%%
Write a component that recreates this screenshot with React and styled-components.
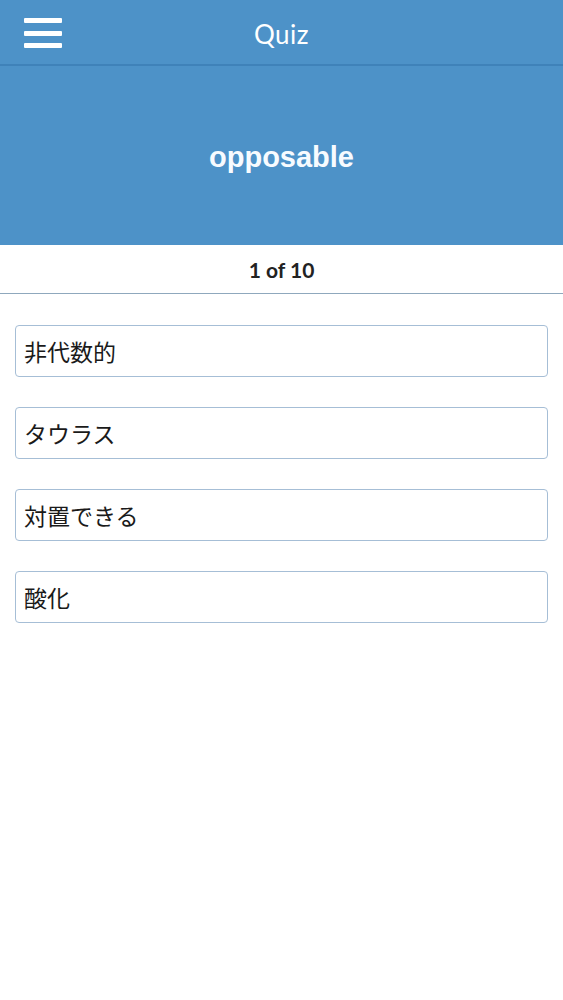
import React from 'react';
import styled, { createGlobalStyle } from "styled-components";

const GlobalStyle = createGlobalStyle`
  body {
    margin: 0;
    background: #fff;
    font-family: "Liberation Sans", "Noto Sans CJK JP", sans-serif;
  }
`;

const Page = styled.div`
  width: 563px;
  min-height: 1000px;
  background: #fff;
`;

const TopBar = styled.header`
  position: relative;
  height: 64px;
  background: #4d92c8;
  border-bottom: 2px solid #3f82b9;
  display: flex;
  align-items: center;
  justify-content: center;
`;

const MenuButton = styled.button`
  position: absolute;
  left: 24px;
  top: 18px;
  width: 38px;
  height: 30px;
  padding: 0;
  border: none;
  background: none;
  display: flex;
  flex-direction: column;
  justify-content: space-between;
  cursor: pointer;
`;

const MenuLine = styled.span`
  display: block;
  height: 5px;
  border-radius: 1px;
  background: #fff;
`;

const Title = styled.h1`
  margin: 0;
  padding-top: 4px;
  font-family: "Lato", "Open Sans", sans-serif;
  font-weight: 400;
  font-size: 26px;
  color: #fff;
  letter-spacing: 0.5px;
`;

const WordPanel = styled.section`
  height: 179px;
  background: #4d92c8;
  display: flex;
  align-items: center;
  justify-content: center;
`;

const Word = styled.h2`
  margin: 4px 0 0;
  font-family: "Liberation Sans", Arial, sans-serif;
  font-weight: 700;
  font-size: 29px;
  color: #f7fbff;
`;

const Counter = styled.div`
  height: 48px;
  border-bottom: 1px solid #8fa8bd;
  display: flex;
  align-items: center;
  justify-content: center;
  font-family: "Lato", "Open Sans", sans-serif;
  font-weight: 700;
  font-size: 21px;
  color: #222;
`;

const Options = styled.div`
  padding: 31px 15px 0;
  display: flex;
  flex-direction: column;
  gap: 30px;
`;

const Option = styled.button`
  height: 52px;
  padding: 0 8px;
  border: 1px solid #a6bed6;
  border-radius: 4px;
  background: #fff;
  text-align: left;
  font-family: "Noto Sans CJK JP", sans-serif;
  font-size: 23px;
  line-height: 1;
  color: #1a1a1a;
  cursor: pointer;
`;

const choices = ["非代数的", "タウラス", "対置できる", "酸化"];

const App = () =>
    <Page>
        <GlobalStyle/>
        <TopBar>
            <MenuButton aria-label="menu">
                <MenuLine/>
                <MenuLine/>
                <MenuLine/>
            </MenuButton>
            <Title>Quiz</Title>
        </TopBar>
        <WordPanel>
            <Word>opposable</Word>
        </WordPanel>
        <Counter>1 of 10</Counter>
        <Options>
            {choices.map((c, i) => <Option key={i}>{c}</Option>)}
        </Options>
    </Page>
;

export default App;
%%
● OBJECTIVE: Leave out the pictures and print every line of the data exactly.

● TASK ANSWER:
Write a component that recreates this screenshot with React and styled-components.
import React from 'react';
import styled, { createGlobalStyle } from "styled-components";

const GlobalStyle = createGlobalStyle`
  body {
    margin: 0;
    background: #fff;
    font-family: "Liberation Sans", "Noto Sans CJK JP", sans-serif;
  }
`;

const Page = styled.div`
  width: 563px;
  min-height: 1000px;
  background: #fff;
`;

const TopBar = styled.header`
  position: relative;
  height: 64px;
  background: #4d92c8;
  border-bottom: 2px solid #3f82b9;
  display: flex;
  align-items: center;
  justify-content: center;
`;

const MenuButton = styled.button`
  position: absolute;
  left: 24px;
  top: 18px;
  width: 38px;
  height: 30px;
  padding: 0;
  border: none;
  background: none;
  display: flex;
  flex-direction: column;
  justify-content: space-between;
  cursor: pointer;
`;

const MenuLine = styled.span`
  display: block;
  height: 5px;
  border-radius: 1px;
  background: #fff;
`;

const Title = styled.h1`
  margin: 0;
  padding-top: 4px;
  font-family: "Lato", "Open Sans", sans-serif;
  font-weight: 400;
  font-size: 26px;
  color: #fff;
  letter-spacing: 0.5px;
`;

const WordPanel = styled.section`
  height: 179px;
  background: #4d92c8;
  display: flex;
  align-items: center;
  justify-content: center;
`;

const Word = styled.h2`
  margin: 4px 0 0;
  font-family: "Liberation Sans", Arial, sans-serif;
  font-weight: 700;
  font-size: 29px;
  color: #f7fbff;
`;

const Counter = styled.div`
  height: 48px;
  border-bottom: 1px solid #8fa8bd;
  display: flex;
  align-items: center;
  justify-content: center;
  font-family: "Lato", "Open Sans", sans-serif;
  font-weight: 700;
  font-size: 21px;
  color: #222;
`;

const Options = styled.div`
  padding: 31px 15px 0;
  display: flex;
  flex-direction: column;
  gap: 30px;
`;

const Option = styled.button`
  height: 52px;
  padding: 0 8px;
  border: 1px solid #a6bed6;
  border-radius: 4px;
  background: #fff;
  text-align: left;
  font-family: "Noto Sans CJK JP", sans-serif;
  font-size: 23px;
  line-height: 1;
  color: #1a1a1a;
  cursor: pointer;
`;

const choices = ["非代数的", "タウラス", "対置できる", "酸化"];

const App = () =>
    <Page>
        <GlobalStyle/>
        <TopBar>
            <MenuButton aria-label="menu">
                <MenuLine/>
                <MenuLine/>
                <MenuLine/>
            </MenuButton>
            <Title>Quiz</Title>
        </TopBar>
        <WordPanel>
            <Word>opposable</Word>
        </WordPanel>
        <Counter>1 of 10</Counter>
        <Options>
            {choices.map((c, i) => <Option key={i}>{c}</Option>)}
        </Options>
    </Page>
;

export default App;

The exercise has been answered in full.